Recorded data:
+---+

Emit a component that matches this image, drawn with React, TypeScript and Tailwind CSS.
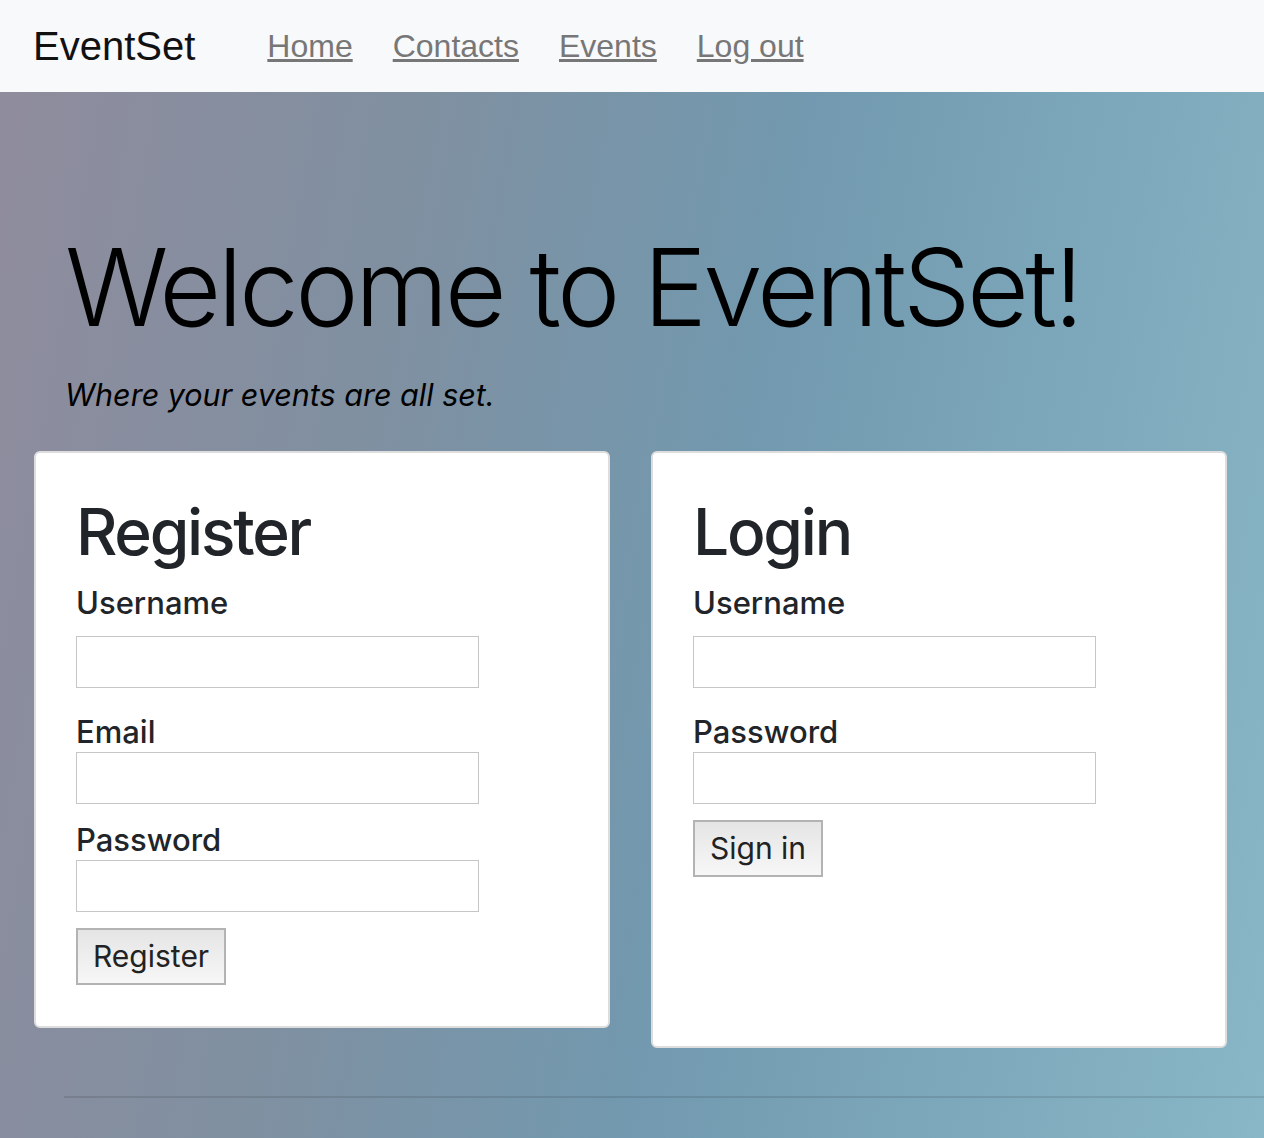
const sans = { fontFamily: '"Liberation Sans", Arial, sans-serif' };

function Field({ label, first }: { label: string; first?: boolean }) {
  return (
    <>
      <label
        className={
          first
            ? "mt-[23px] block text-[31px] leading-none font-medium text-[#212529]"
            : "mt-[28px] block text-[31px] leading-none font-medium text-[#212529]"
        }
      >
        {label}
      </label>
      <input
        type="text"
        className={
          first
            ? "mt-[18px] block h-[52px] w-[403px] border border-[#c6c6c6] bg-white outline-none"
            : "mt-[5px] block h-[52px] w-[403px] border border-[#c6c6c6] bg-white outline-none"
        }
      />
    </>
  );
}

function Card({ title, children, tall }: { title: string; children: React.ReactNode; tall?: boolean }) {
  return (
    <div
      className={
        tall
          ? "h-[597px] w-[576px] rounded-[6px] border-2 border-[#dddddd] bg-white pl-[40px] pt-[47px]"
          : "h-[577px] w-[576px] rounded-[6px] border-2 border-[#dddddd] bg-white pl-[40px] pt-[47px]"
      }
    >
      <h2 className="text-[64px] leading-none font-medium tracking-[-0.035em] text-[#212529]">{title}</h2>
      {children}
    </div>
  );
}

function Btn({ label }: { label: string }) {
  return (
    <button className="mt-[16px] block h-[57px] border-2 border-[#b3b3b3] bg-gradient-to-b from-[#e5e5e5] to-[#f7f7f7] px-[15px] text-[30px] leading-none text-[#222]">
      {label}
    </button>
  );
}

export default function App() {
  return (
    <div className="min-h-[1138px] w-full" style={{ fontFamily: "Inter, Roboto, sans-serif" }}>
      <nav className="flex h-[92px] items-center bg-[#f8f9fa] px-[33px]" style={sans}>
        <a href="#" className="text-[40px] leading-none text-[#111]">
          EventSet
        </a>
        <div className="ml-[72px] flex items-center gap-[40px] text-[32px] leading-none text-[#777]">
          <a href="#" className="underline">Home</a>
          <a href="#" className="underline">Contacts</a>
          <a href="#" className="underline">Events</a>
          <a href="#" className="underline">Log out</a>
        </div>
      </nav>

      <main className="min-h-[1046px] bg-[linear-gradient(100deg,#8f8c9d_0%,#7f90a1_30%,#7299af_56%,#7ea9bc_80%,#89b7c7_100%)] pb-[40px] pt-[142px]">
        <div className="px-[65px]">
          <h1 className="text-[107px] leading-none font-light tracking-[-0.034em] text-black">
            Welcome to EventSet!
          </h1>
          <p className="mt-[39px] text-[30.5px] leading-none italic text-black">Where your events are all set.</p>
        </div>

        <div className="mt-[40px] flex items-start gap-[41px] px-[34px]">
          <Card title="Register">
            <Field label="Username" first />
            <Field label="Email" />
            <label className="mt-[20px] block text-[31px] leading-none font-medium text-[#212529]">Password</label>
            <input type="password" className="mt-[5px] block h-[52px] w-[403px] border border-[#c6c6c6] bg-white outline-none" />
            <Btn label="Register" />
          </Card>
          <Card title="Login" tall>
            <Field label="Username" first />
            <Field label="Password" />
            <Btn label="Sign in" />
          </Card>
        </div>

        <hr className="ml-[64px] mt-[48px] border-t-2 border-black/10" />
      </main>
    </div>
  );
}
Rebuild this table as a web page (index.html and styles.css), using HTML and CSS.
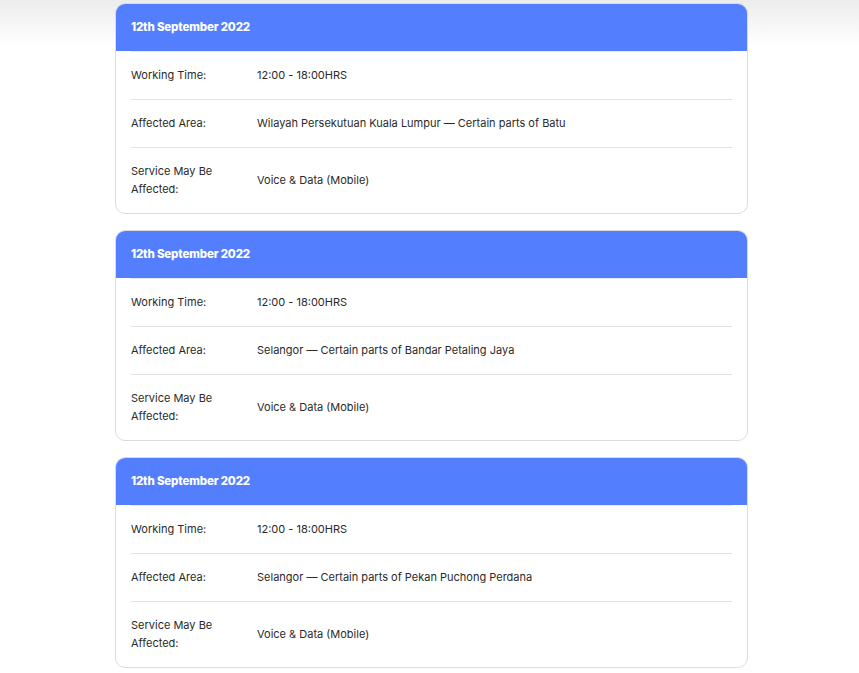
FILE: index.html
```html
<!DOCTYPE html>
<html>
<head>
<meta charset="utf-8">
<link rel="stylesheet" href="styles.css">
</head>
<body>
<div class="page">
  <div class="card">
    <div class="card-head">12th September 2022</div>
    <div class="card-body">
      <div class="row"><div class="label">Working Time:</div><div class="value">12:00 - 18:00HRS</div></div>
      <div class="row"><div class="label">Affected Area:</div><div class="value">Wilayah Persekutuan Kuala Lumpur — Certain parts of Batu</div></div>
      <div class="row"><div class="label">Service May Be Affected:</div><div class="value">Voice &amp; Data (Mobile)</div></div>
    </div>
  </div>
  <div class="card">
    <div class="card-head">12th September 2022</div>
    <div class="card-body">
      <div class="row"><div class="label">Working Time:</div><div class="value">12:00 - 18:00HRS</div></div>
      <div class="row"><div class="label">Affected Area:</div><div class="value">Selangor — Certain parts of Bandar Petaling Jaya</div></div>
      <div class="row"><div class="label">Service May Be Affected:</div><div class="value">Voice &amp; Data (Mobile)</div></div>
    </div>
  </div>
  <div class="card">
    <div class="card-head">12th September 2022</div>
    <div class="card-body">
      <div class="row"><div class="label">Working Time:</div><div class="value">12:00 - 18:00HRS</div></div>
      <div class="row"><div class="label">Affected Area:</div><div class="value">Selangor — Certain parts of Pekan Puchong Perdana</div></div>
      <div class="row"><div class="label">Service May Be Affected:</div><div class="value">Voice &amp; Data (Mobile)</div></div>
    </div>
  </div>
</div>
</body>
</html>
```
FILE: styles.css
```css
html, body {
  margin: 0;
  padding: 0;
}
body {
  background: linear-gradient(to bottom, #ececec 0px, #ffffff 46px) no-repeat, #ffffff;
  font-family: Inter, "Liberation Sans", sans-serif;
  color: #2a2a2a;
  padding-left: 4px;
}
.page {
  width: 633px;
  margin: 0 auto;
  padding-top: 3px;
  display: flex;
  flex-direction: column;
  gap: 16px;
}
.card {
  border: 1px solid #dcdcdc;
  border-radius: 10px;
  background: #fff;
  overflow: hidden;
}
.card-head {
  background: #537fff;
  color: #fff;
  font-weight: 800;
  font-size: 11.5px;
  height: 47px;
  line-height: 47px;
  padding: 0 15px;
  letter-spacing: -0.15px;
}
.card-body {
  padding: 0 15px;
}
.row {
  display: flex;
  align-items: center;
  padding: 14px 0 15px;
  border-top: 1px solid #e2e2e2;
  font-size: 11px;
  line-height: 18px;
}
.row:first-child {
  border-top-color: #e8e8e8;
}
.label {
  width: 126px;
  flex: none;
  padding-right: 30px;
  box-sizing: border-box;
}
.value {
  flex: 1;
}
```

+---+

TASK GOAL -> Without the pictures, return all the records precisely as they stand.

THE REPLY ->
Emit a component that matches this image, drawn with React, TypeScript and Tailwind CSS.
const sans = { fontFamily: '"Liberation Sans", Arial, sans-serif' };

function Field({ label, first }: { label: string; first?: boolean }) {
  return (
    <>
      <label
        className={
          first
            ? "mt-[23px] block text-[31px] leading-none font-medium text-[#212529]"
            : "mt-[28px] block text-[31px] leading-none font-medium text-[#212529]"
        }
      >
        {label}
      </label>
      <input
        type="text"
        className={
          first
            ? "mt-[18px] block h-[52px] w-[403px] border border-[#c6c6c6] bg-white outline-none"
            : "mt-[5px] block h-[52px] w-[403px] border border-[#c6c6c6] bg-white outline-none"
        }
      />
    </>
  );
}

function Card({ title, children, tall }: { title: string; children: React.ReactNode; tall?: boolean }) {
  return (
    <div
      className={
        tall
          ? "h-[597px] w-[576px] rounded-[6px] border-2 border-[#dddddd] bg-white pl-[40px] pt-[47px]"
          : "h-[577px] w-[576px] rounded-[6px] border-2 border-[#dddddd] bg-white pl-[40px] pt-[47px]"
      }
    >
      <h2 className="text-[64px] leading-none font-medium tracking-[-0.035em] text-[#212529]">{title}</h2>
      {children}
    </div>
  );
}

function Btn({ label }: { label: string }) {
  return (
    <button className="mt-[16px] block h-[57px] border-2 border-[#b3b3b3] bg-gradient-to-b from-[#e5e5e5] to-[#f7f7f7] px-[15px] text-[30px] leading-none text-[#222]">
      {label}
    </button>
  );
}

export default function App() {
  return (
    <div className="min-h-[1138px] w-full" style={{ fontFamily: "Inter, Roboto, sans-serif" }}>
      <nav className="flex h-[92px] items-center bg-[#f8f9fa] px-[33px]" style={sans}>
        <a href="#" className="text-[40px] leading-none text-[#111]">
          EventSet
        </a>
        <div className="ml-[72px] flex items-center gap-[40px] text-[32px] leading-none text-[#777]">
          <a href="#" className="underline">Home</a>
          <a href="#" className="underline">Contacts</a>
          <a href="#" className="underline">Events</a>
          <a href="#" className="underline">Log out</a>
        </div>
      </nav>

      <main className="min-h-[1046px] bg-[linear-gradient(100deg,#8f8c9d_0%,#7f90a1_30%,#7299af_56%,#7ea9bc_80%,#89b7c7_100%)] pb-[40px] pt-[142px]">
        <div className="px-[65px]">
          <h1 className="text-[107px] leading-none font-light tracking-[-0.034em] text-black">
            Welcome to EventSet!
          </h1>
          <p className="mt-[39px] text-[30.5px] leading-none italic text-black">Where your events are all set.</p>
        </div>

        <div className="mt-[40px] flex items-start gap-[41px] px-[34px]">
          <Card title="Register">
            <Field label="Username" first />
            <Field label="Email" />
            <label className="mt-[20px] block text-[31px] leading-none font-medium text-[#212529]">Password</label>
            <input type="password" className="mt-[5px] block h-[52px] w-[403px] border border-[#c6c6c6] bg-white outline-none" />
            <Btn label="Register" />
          </Card>
          <Card title="Login" tall>
            <Field label="Username" first />
            <Field label="Password" />
            <Btn label="Sign in" />
          </Card>
        </div>

        <hr className="ml-[64px] mt-[48px] border-t-2 border-black/10" />
      </main>
    </div>
  );
}
Rebuild this table as a web page (index.html and styles.css), using HTML and CSS.
FILE: index.html
```html
<!DOCTYPE html>
<html>
<head>
<meta charset="utf-8">
<link rel="stylesheet" href="styles.css">
</head>
<body>
<div class="page">
  <div class="card">
    <div class="card-head">12th September 2022</div>
    <div class="card-body">
      <div class="row"><div class="label">Working Time:</div><div class="value">12:00 - 18:00HRS</div></div>
      <div class="row"><div class="label">Affected Area:</div><div class="value">Wilayah Persekutuan Kuala Lumpur — Certain parts of Batu</div></div>
      <div class="row"><div class="label">Service May Be Affected:</div><div class="value">Voice &amp; Data (Mobile)</div></div>
    </div>
  </div>
  <div class="card">
    <div class="card-head">12th September 2022</div>
    <div class="card-body">
      <div class="row"><div class="label">Working Time:</div><div class="value">12:00 - 18:00HRS</div></div>
      <div class="row"><div class="label">Affected Area:</div><div class="value">Selangor — Certain parts of Bandar Petaling Jaya</div></div>
      <div class="row"><div class="label">Service May Be Affected:</div><div class="value">Voice &amp; Data (Mobile)</div></div>
    </div>
  </div>
  <div class="card">
    <div class="card-head">12th September 2022</div>
    <div class="card-body">
      <div class="row"><div class="label">Working Time:</div><div class="value">12:00 - 18:00HRS</div></div>
      <div class="row"><div class="label">Affected Area:</div><div class="value">Selangor — Certain parts of Pekan Puchong Perdana</div></div>
      <div class="row"><div class="label">Service May Be Affected:</div><div class="value">Voice &amp; Data (Mobile)</div></div>
    </div>
  </div>
</div>
</body>
</html>
```
FILE: styles.css
```css
html, body {
  margin: 0;
  padding: 0;
}
body {
  background: linear-gradient(to bottom, #ececec 0px, #ffffff 46px) no-repeat, #ffffff;
  font-family: Inter, "Liberation Sans", sans-serif;
  color: #2a2a2a;
  padding-left: 4px;
}
.page {
  width: 633px;
  margin: 0 auto;
  padding-top: 3px;
  display: flex;
  flex-direction: column;
  gap: 16px;
}
.card {
  border: 1px solid #dcdcdc;
  border-radius: 10px;
  background: #fff;
  overflow: hidden;
}
.card-head {
  background: #537fff;
  color: #fff;
  font-weight: 800;
  font-size: 11.5px;
  height: 47px;
  line-height: 47px;
  padding: 0 15px;
  letter-spacing: -0.15px;
}
.card-body {
  padding: 0 15px;
}
.row {
  display: flex;
  align-items: center;
  padding: 14px 0 15px;
  border-top: 1px solid #e2e2e2;
  font-size: 11px;
  line-height: 18px;
}
.row:first-child {
  border-top-color: #e8e8e8;
}
.label {
  width: 126px;
  flex: none;
  padding-right: 30px;
  box-sizing: border-box;
}
.value {
  flex: 1;
}
```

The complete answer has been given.